◆ **EXERCISE DESCRIPTION**
Copy each line below exactly and leave the pictures out.

◆ **SUPPLIED MATERIAL**
* start *

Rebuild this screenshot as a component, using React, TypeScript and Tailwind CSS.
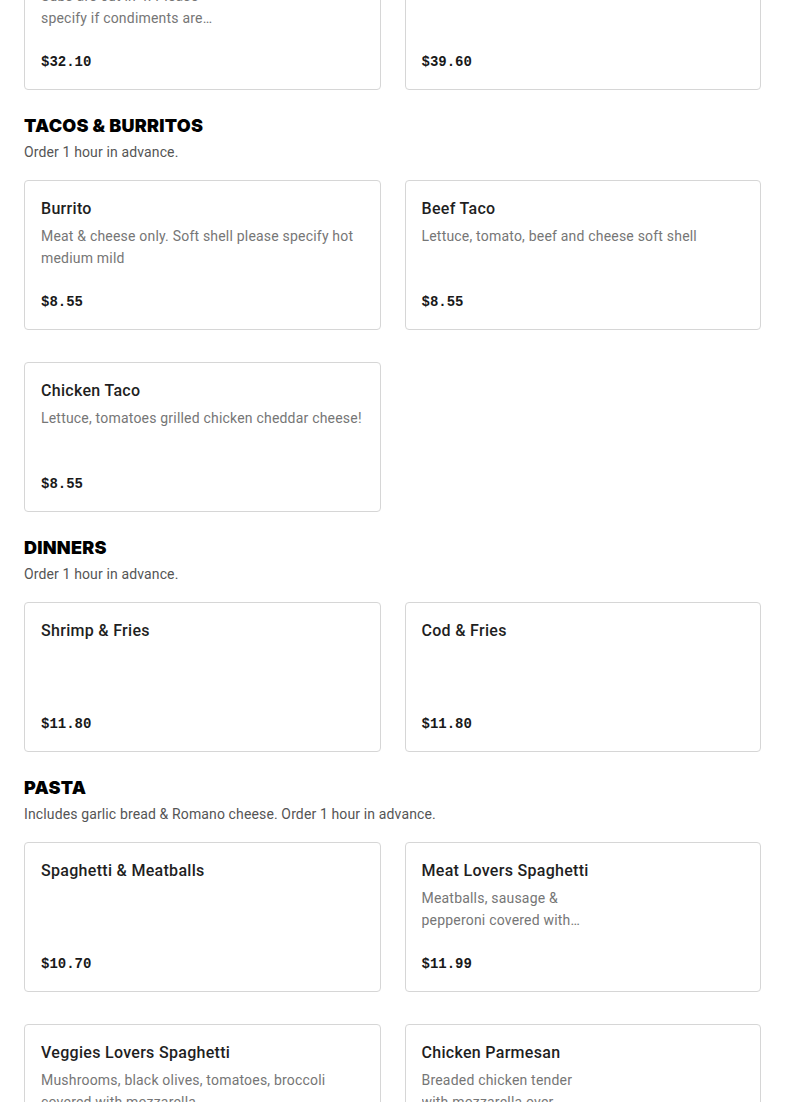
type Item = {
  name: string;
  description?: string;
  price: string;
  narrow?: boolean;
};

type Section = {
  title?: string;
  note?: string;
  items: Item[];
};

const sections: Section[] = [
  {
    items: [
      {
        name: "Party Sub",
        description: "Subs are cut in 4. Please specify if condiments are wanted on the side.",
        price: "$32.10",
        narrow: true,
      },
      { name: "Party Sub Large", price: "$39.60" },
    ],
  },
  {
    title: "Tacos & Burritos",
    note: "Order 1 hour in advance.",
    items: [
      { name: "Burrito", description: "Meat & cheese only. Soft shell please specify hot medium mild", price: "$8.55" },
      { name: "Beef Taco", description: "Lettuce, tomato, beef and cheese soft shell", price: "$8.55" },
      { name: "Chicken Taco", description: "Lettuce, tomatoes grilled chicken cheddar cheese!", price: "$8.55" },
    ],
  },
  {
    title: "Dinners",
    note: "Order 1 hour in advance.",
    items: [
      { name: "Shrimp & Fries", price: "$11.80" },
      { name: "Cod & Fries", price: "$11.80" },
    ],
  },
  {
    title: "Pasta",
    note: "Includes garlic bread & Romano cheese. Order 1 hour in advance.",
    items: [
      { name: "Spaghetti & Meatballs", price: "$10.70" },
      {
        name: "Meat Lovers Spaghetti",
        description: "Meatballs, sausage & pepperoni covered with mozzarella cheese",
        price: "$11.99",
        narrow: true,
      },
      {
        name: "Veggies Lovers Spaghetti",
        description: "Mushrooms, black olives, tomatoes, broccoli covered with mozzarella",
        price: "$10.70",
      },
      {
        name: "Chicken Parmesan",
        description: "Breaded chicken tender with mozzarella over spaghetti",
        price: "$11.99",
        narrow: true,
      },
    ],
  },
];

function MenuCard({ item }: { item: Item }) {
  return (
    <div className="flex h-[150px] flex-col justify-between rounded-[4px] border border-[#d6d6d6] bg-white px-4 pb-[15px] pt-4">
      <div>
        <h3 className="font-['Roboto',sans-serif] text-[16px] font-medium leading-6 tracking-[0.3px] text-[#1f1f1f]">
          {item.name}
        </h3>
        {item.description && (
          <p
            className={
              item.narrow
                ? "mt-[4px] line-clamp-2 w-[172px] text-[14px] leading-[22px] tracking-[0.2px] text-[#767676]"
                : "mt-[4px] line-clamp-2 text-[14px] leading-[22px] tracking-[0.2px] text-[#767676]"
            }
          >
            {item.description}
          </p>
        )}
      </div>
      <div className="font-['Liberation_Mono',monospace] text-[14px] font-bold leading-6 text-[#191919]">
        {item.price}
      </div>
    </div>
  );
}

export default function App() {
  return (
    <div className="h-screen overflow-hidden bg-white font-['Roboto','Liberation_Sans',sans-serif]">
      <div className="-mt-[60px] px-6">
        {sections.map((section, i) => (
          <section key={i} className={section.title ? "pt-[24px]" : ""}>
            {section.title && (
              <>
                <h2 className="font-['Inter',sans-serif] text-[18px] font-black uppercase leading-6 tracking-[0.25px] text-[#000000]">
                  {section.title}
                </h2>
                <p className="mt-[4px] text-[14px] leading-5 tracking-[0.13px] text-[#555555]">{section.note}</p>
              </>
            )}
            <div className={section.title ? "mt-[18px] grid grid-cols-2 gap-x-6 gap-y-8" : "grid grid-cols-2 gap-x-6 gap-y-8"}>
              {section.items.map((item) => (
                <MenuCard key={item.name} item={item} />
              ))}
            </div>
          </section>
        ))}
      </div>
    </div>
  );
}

* end *

◆ **WRITTEN RESPONSE**
Rebuild this screenshot as a component, using React, TypeScript and Tailwind CSS.
type Item = {
  name: string;
  description?: string;
  price: string;
  narrow?: boolean;
};

type Section = {
  title?: string;
  note?: string;
  items: Item[];
};

const sections: Section[] = [
  {
    items: [
      {
        name: "Party Sub",
        description: "Subs are cut in 4. Please specify if condiments are wanted on the side.",
        price: "$32.10",
        narrow: true,
      },
      { name: "Party Sub Large", price: "$39.60" },
    ],
  },
  {
    title: "Tacos & Burritos",
    note: "Order 1 hour in advance.",
    items: [
      { name: "Burrito", description: "Meat & cheese only. Soft shell please specify hot medium mild", price: "$8.55" },
      { name: "Beef Taco", description: "Lettuce, tomato, beef and cheese soft shell", price: "$8.55" },
      { name: "Chicken Taco", description: "Lettuce, tomatoes grilled chicken cheddar cheese!", price: "$8.55" },
    ],
  },
  {
    title: "Dinners",
    note: "Order 1 hour in advance.",
    items: [
      { name: "Shrimp & Fries", price: "$11.80" },
      { name: "Cod & Fries", price: "$11.80" },
    ],
  },
  {
    title: "Pasta",
    note: "Includes garlic bread & Romano cheese. Order 1 hour in advance.",
    items: [
      { name: "Spaghetti & Meatballs", price: "$10.70" },
      {
        name: "Meat Lovers Spaghetti",
        description: "Meatballs, sausage & pepperoni covered with mozzarella cheese",
        price: "$11.99",
        narrow: true,
      },
      {
        name: "Veggies Lovers Spaghetti",
        description: "Mushrooms, black olives, tomatoes, broccoli covered with mozzarella",
        price: "$10.70",
      },
      {
        name: "Chicken Parmesan",
        description: "Breaded chicken tender with mozzarella over spaghetti",
        price: "$11.99",
        narrow: true,
      },
    ],
  },
];

function MenuCard({ item }: { item: Item }) {
  return (
    <div className="flex h-[150px] flex-col justify-between rounded-[4px] border border-[#d6d6d6] bg-white px-4 pb-[15px] pt-4">
      <div>
        <h3 className="font-['Roboto',sans-serif] text-[16px] font-medium leading-6 tracking-[0.3px] text-[#1f1f1f]">
          {item.name}
        </h3>
        {item.description && (
          <p
            className={
              item.narrow
                ? "mt-[4px] line-clamp-2 w-[172px] text-[14px] leading-[22px] tracking-[0.2px] text-[#767676]"
                : "mt-[4px] line-clamp-2 text-[14px] leading-[22px] tracking-[0.2px] text-[#767676]"
            }
          >
            {item.description}
          </p>
        )}
      </div>
      <div className="font-['Liberation_Mono',monospace] text-[14px] font-bold leading-6 text-[#191919]">
        {item.price}
      </div>
    </div>
  );
}

export default function App() {
  return (
    <div className="h-screen overflow-hidden bg-white font-['Roboto','Liberation_Sans',sans-serif]">
      <div className="-mt-[60px] px-6">
        {sections.map((section, i) => (
          <section key={i} className={section.title ? "pt-[24px]" : ""}>
            {section.title && (
              <>
                <h2 className="font-['Inter',sans-serif] text-[18px] font-black uppercase leading-6 tracking-[0.25px] text-[#000000]">
                  {section.title}
                </h2>
                <p className="mt-[4px] text-[14px] leading-5 tracking-[0.13px] text-[#555555]">{section.note}</p>
              </>
            )}
            <div className={section.title ? "mt-[18px] grid grid-cols-2 gap-x-6 gap-y-8" : "grid grid-cols-2 gap-x-6 gap-y-8"}>
              {section.items.map((item) => (
                <MenuCard key={item.name} item={item} />
              ))}
            </div>
          </section>
        ))}
      </div>
    </div>
  );
}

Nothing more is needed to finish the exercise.